Similarly, the tall bookshelves in his living room serve as road map to Danny’s travels and career, holding a collection of ceramic pigs that have followed him through three houses, along with cook-books, design tomes and a rock from the beaches outside of Malmö, Sweden.

“Ask me anything about anything in this room,” Danny says. “I have a house full of weird things that tell a story.” That beaded bracelet? Danny bought it off a Maasai tribesman—literally. The man had worn it so long they had to use lard to pry it from his wrist. A lion on the top shelf was another African score—it’s carved from old rubber flip-flops. “When I come home, these things remind me of every place I’ve been,” he says.

In the kitchen, even the dishes tell a tale. Dark Ann Sacks tile serves as the ideal backdrop for floating shelves stacked with tableware picked up all over the world—celadon coffee cups from South Korea, blown-glass tumblers from the artist Lynn Read of Vitreluxe, and tiffins from the streets of India.

While he isn’t Marie Kondo strict, Danny’s minimalist kitchen holds nothing but the essentials—he pulls open a couple of large storage drawers to show they are completely empty. And he swears his garage is basically empty as well.

“I don’t believe in storage,” he says. “If I’m not using it, I let it go.” Oftentimes, friends are the beneficiaries of his informal asceticism—he might drop in for a visit with a Ralph Lauren desk lamp that should be perfect on the host’s side table. No surprise to anyone familiar with his aesthetic, he’s usually right.

That said, Danny can come up with unusual uses for things, if he wants to hang onto them. The guest bedroom—anchored with a Room & Board bed with an organic mattress—is a case in point, where a pair of vintage leather and beadwork pants hangs on the wall, in a display that includes a silkscreen of a bowling shirt from The Big Lebowski, and a giant replica of a buffalo nickel.

The pants came from a store in nearby Lambertville, N.J. called America. “It’s my all-time favorite store,” Danny says. “It’s so perfectly curated that I want everything.”

Danny’s knack for repurposing, mixed with his eye for design, have certainly attracted attention and awards—he has the books, TV show, and this magazine to prove it. But Danny is self-effacing, insisting that he has no special skill—he says he assembles things that bring him joy, and they all just go together.

Eagle-eyed fans of Danny’s TV show may spot a few familiar items. He crafted the chopstick lampshade in the guest room for a segment, then strapped it into his passenger seat for the drive home from Serenbe, a sustainable community in Georgia where he shot season three.

For a multimedia mogul, Danny’s workspace is pretty unassuming—just
a small wood desk from Room & Board. (Sensing a theme?

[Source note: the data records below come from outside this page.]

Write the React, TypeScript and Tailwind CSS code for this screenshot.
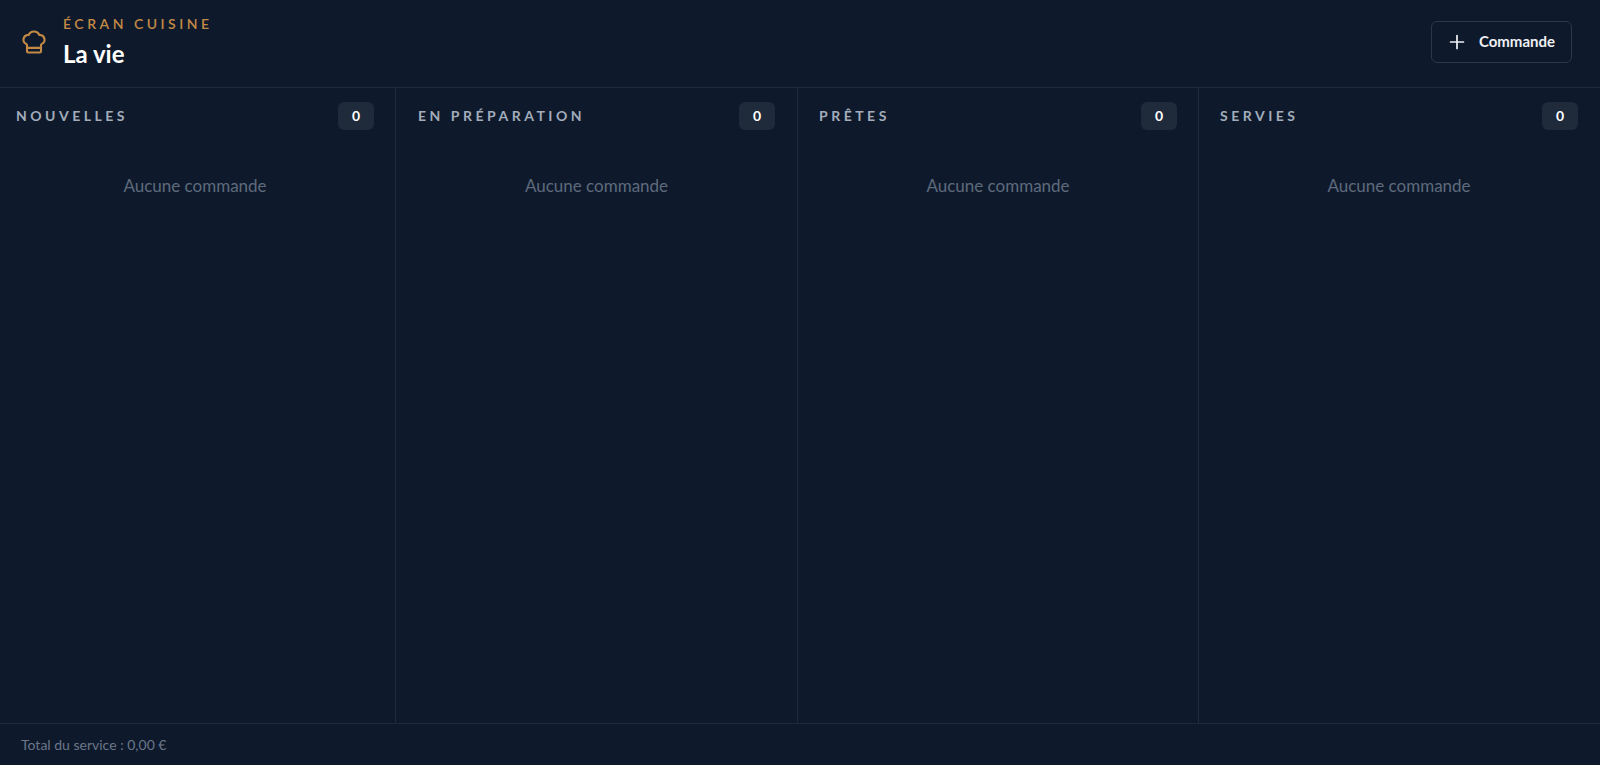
import { ChefHat, Plus } from "lucide-react";

interface Column {
  key: string;
  label: string;
  count: number;
}

const columns: Column[] = [
  { key: "new", label: "Nouvelles", count: 0 },
  { key: "prep", label: "En préparation", count: 0 },
  { key: "ready", label: "Prêtes", count: 0 },
  { key: "served", label: "Servies", count: 0 },
];

const colPad = [
  "pl-4 pr-[21px]",
  "pl-[22px] pr-[22px]",
  "pl-[21px] pr-[21px]",
  "pl-[21px] pr-[22px]",
];

export default function App() {
  return (
    <div
      className="flex flex-col h-screen bg-[#0e1a2c] text-white overflow-hidden"
      style={{ fontFamily: "Lato, 'Noto Sans', sans-serif" }}
    >
      {/* en-tête */}
      <header className="flex items-center justify-between h-[88px] shrink-0 pl-5 pr-7 pb-1 border-b border-[#1f2b3d]">
        <div className="flex items-center gap-[15px]">
          <ChefHat size={28} strokeWidth={1.8} className="text-[#c48a45]" />
          <div className="flex flex-col gap-1">
            <span className="text-sm leading-5 font-semibold tracking-[0.25em] text-[#c48a45] uppercase">
              Écran cuisine
            </span>
            <h1 className="text-2xl leading-8 font-bold text-white">La vie</h1>
          </div>
        </div>
        <button className="flex items-center gap-[11px] h-[42px] pl-3.5 pr-4 rounded-md border border-[#2c3849] bg-[#0e1a2c] text-[#eef0f3]">
          <Plus size={22} strokeWidth={1.9} />
          <span className="text-[15px] font-bold">Commande</span>
        </button>
      </header>

      {/* colonnes */}
      <main className="flex-1 grid grid-cols-[396px_402px_401px_1fr] min-h-0">
        {columns.map((col, i) => (
          <section
            key={col.key}
            className={`flex flex-col ${colPad[i]} ${i < 3 ? "border-r border-[#1f2b3d]" : ""}`}
          >
            <div className="flex items-center justify-between pt-[14px]">
              <h2 className="text-sm font-bold tracking-[0.25em] uppercase text-[#a2acba]">
                {col.label}
              </h2>
              <span className="min-w-9 h-7 px-3 rounded-md bg-[#1f2a3b] flex items-center justify-center text-sm font-bold text-white">
                {col.count}
              </span>
            </div>
            <div className="pt-3">
              <p className="py-8 text-center text-[17px] leading-6 text-[#5e6a7c]">
                Aucune commande
              </p>
            </div>
          </section>
        ))}
      </main>

      {/* pied */}
      <footer className="h-[42px] shrink-0 flex items-center px-[21px] border-t border-[#1f2b3d]">
        <span className="text-sm text-[#6b7689]">Total du service : 0,00 €</span>
      </footer>
    </div>
  );
}
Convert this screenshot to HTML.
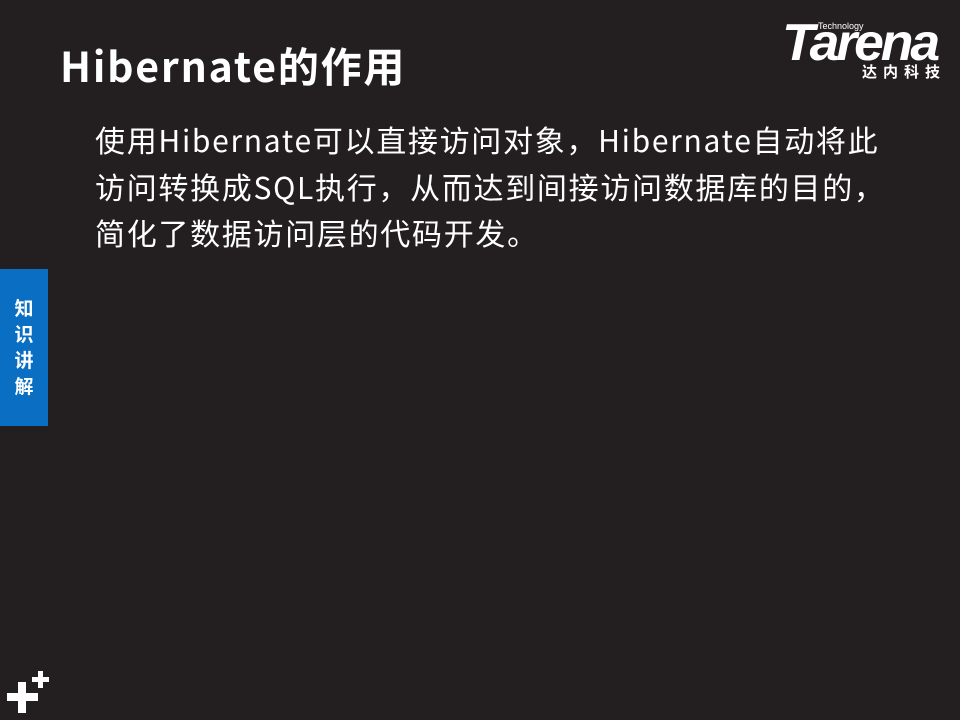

Danny loves the company, which focuses on solid wood furniture crafted in the U.S.) The desk is set against a wall in the open first floor space.

“Having a designated room for ‘work’ makes it feel isolated and almost like a punishment,” Danny says. “ ere’s something un-present about putting in endless hours in one room of a house when you can live in the whole house.”

Standing on the corner of his desk is a particularly hard-won paperweight—on a stack of magazines, in a tray he decorated for a TV segment using crushed old CDs—his 2018 Emmy for Outstanding Lifestyle Program. In a whirlwind last spring, Danny won the award while moving into the new home—and replaced its vinyl siding with James Hardie concrete composite to celebrate.

“That’s how you know you’re old,” he jokes. “I said if I win the Emmy, I’m buying siding.”

Danny’s Design Rules

Want to create a space that reflects your life and aesthetic? Follow these simple rules.

#1 Design your entry as a VIP entrance to your home.

#2 Immediately reject anything that you don’t love.

#3 Don’t design rooms for their purpose. Your home should be a reflection of how you live – so go aheadand put your office in the living room.

#4 Make it 90 percent functional, 10 percent weird. You don’t want it to be more weird, because that’s … too weird.

#5 Don’t be afraid to add color.

#6 You can find someone to make pillows from just about anything.

#7 Store-bought isn’t bad if it resonates with you.

#8 It’s all about blending mass-produced pieces with personal touches, like a statement Room & Board couch with junk-store chairs.